これは、キャリア理論家が「キャリアの妥協」と呼ぶものの結果として起きる場合がある。米心理学者のリンダ・ゴットフレッドソンの制限・妥協のキャリア理論は、人がさまざまな理由から自分で妥協と考えるキャリアを歩むことがあると示唆している。

人が自分のキャリアをこのように認識する背景には、ジェンダーや育ち方、社会経済的地位、学業成績、他者が設定した期待値、自分の目標や成功を収める必要性などの要素が複雑に組み合わさっている。

自分が間違ったキャリアを選んでしまったと思う場合、変化を起こすのに遅過ぎるということはない。ここでは、その状態から抜け出すための4つのステップを紹介する。

1. 自己開発に投資する


最初にすべき最も重要なことは、一歩引き、自分がどのような人間か、なぜ行き詰まったように感じているのかを理解することだ。邪魔が入らない静かな時間を見つけ、次のような効果的な問いを自問しよう。

・自分が得意なものは?
・人から褒められることは?
・かつては楽しんでいたが、長年の間にしなくなってしまった活動は?
・今のキャリアについて好きなことは?(必ず何かあるはずだ)
・何時間も集中して取り組み、時間を忘れることができる活動は?
・あまりに「非実用的」「非現実的」だと感じ、早いうちに諦めてしまったキャリアは?

2. 心を開く


多くの人は、自分がしたいことよりもすべきことを基準に選択をしたために、満足できないキャリアを選んでいる。自分に合わないキャリアから抜け出せないと感じている場合、心ではなく主に頭で考えて動いているはずだ。

満足感を得るためには、考える基盤を頭から心に移すことが重要だ。心で考えることで、新たな機会や物事の見方にも受容的になる。

社会の期待は忘れること。成功したり充実感を得たりするためには、医師や弁護士になる必要も高い学歴を持つ必要もない。

私たちは多くの場合、自分が認められたと感じられるよう、人を感心させるキャリアを選んでしまう。そうして私たちは、自分が本当に幸せになれるものを見失い、結果的には昇進の階段を登るごとにより不幸になり、不満を感じるようになる。

現代の世界にはさまざまな選択肢があり、自分のルールに基づいて自分で人生を設計することがこれまで以上に可能になっている。心を開き、可能性を探ること。自分に資格があるものではなく本当にやりたいことを考え、そこから計画を練ろう。

3. 励みになる人を探す


リーダーシップ専門家・起業家のトニー・ロビンズは、この点を次のようにうまく説明している。

「私たちが、成功を収め、前進を遂げ、前向きで、成果を出すことに焦点を当て、自分を支えてくれる人を周囲に集めたとすれば、自分がより大きな存在になり、より多くの行動を起こし、より多くのものを共有する刺激になるだろう。
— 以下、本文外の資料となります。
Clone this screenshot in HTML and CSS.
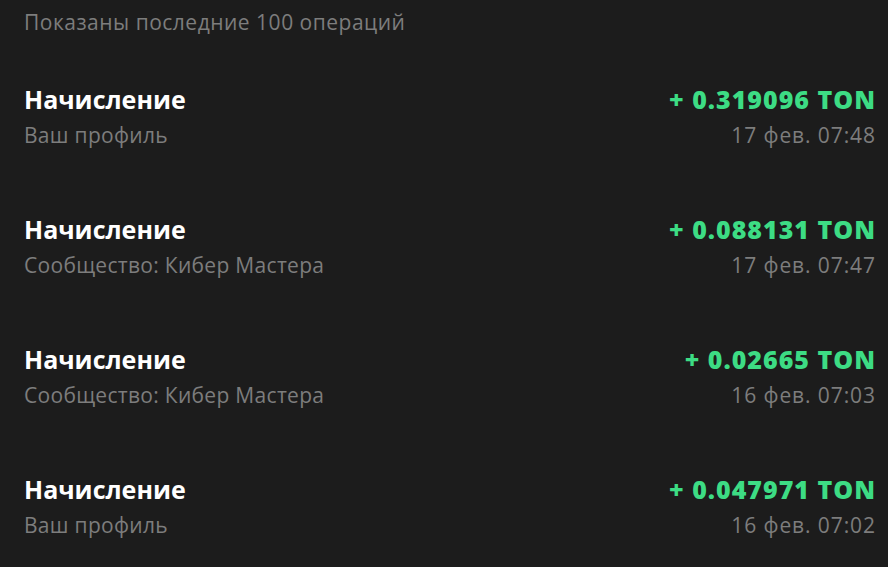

あなたが自分の潜在能力以下のものに落ち着くことを許さない人があなたの周囲に集まっていれば、それは誰もが願う最高の贈り物だ」

理想のキャリアを特定したら、その分野で成功を収めた人を探そう。自分の後に続くことを目指す人との会話を喜んで受け入れる人は実は驚くほど多いので、恥ずかしがらないこと。

また同時に、現在のプライベートでの人付き合いや仕事での人間関係を評価しよう。その中に、あなたの前進を妨げている人はいるだろうか? あなたと関わりを持つ人は、人生により多くのものを求めるあなたの願いを共有しているだろうか?

そうでなければこうしたつながりを断ち、基準を上げるべきかもしれない。楽観主義とポジティブさが生活に入ってこれるよう、ネガティブなエネルギーをなくすことが転機となるかもしれない。

4. 小さなステップを踏み出す


小さくても一貫性のあるステップを踏むことが大きな変化につながることがある。ほとんどの人は、安全地帯の外に踏み出すのを恐れているか、大きなキャリア変革のことを考えて圧倒され、行き詰まったように感じている。古代中国の哲学者の老子は「千里の道も一歩から」と述べている。

そこで、次の段階にのみ焦点を当てるようにしよう。あなたが転向を目指すキャリアには、追加の教育や認定が必要かもしれない。プログラムを調べ(こうした要件は夜間や週末講座でも満たせるかもしれない)、どのような追加トレーニングが必要かを特定しよう。

また、あなたが転向を望む分野で働く人とつながり、毎日の業務や自分が楽しめるかどうかを考える。コーチかメンターを見つけて、この段階を乗り越える支援をしてもらうこと。最も重要なのは、具体的な指標を設けた短期・長期的な移行計画を立て、説明責任を持つことだ。

キャリア転換を遂げるのに遅過ぎることは絶対にない。重要なのは自分を知り、心を開き、周囲に支援を求め、小さいが一貫性のあるステップを踏むことだ。あなたが望むものは存在する。それを手に入れるまで、その場に落ち着いてはいけない。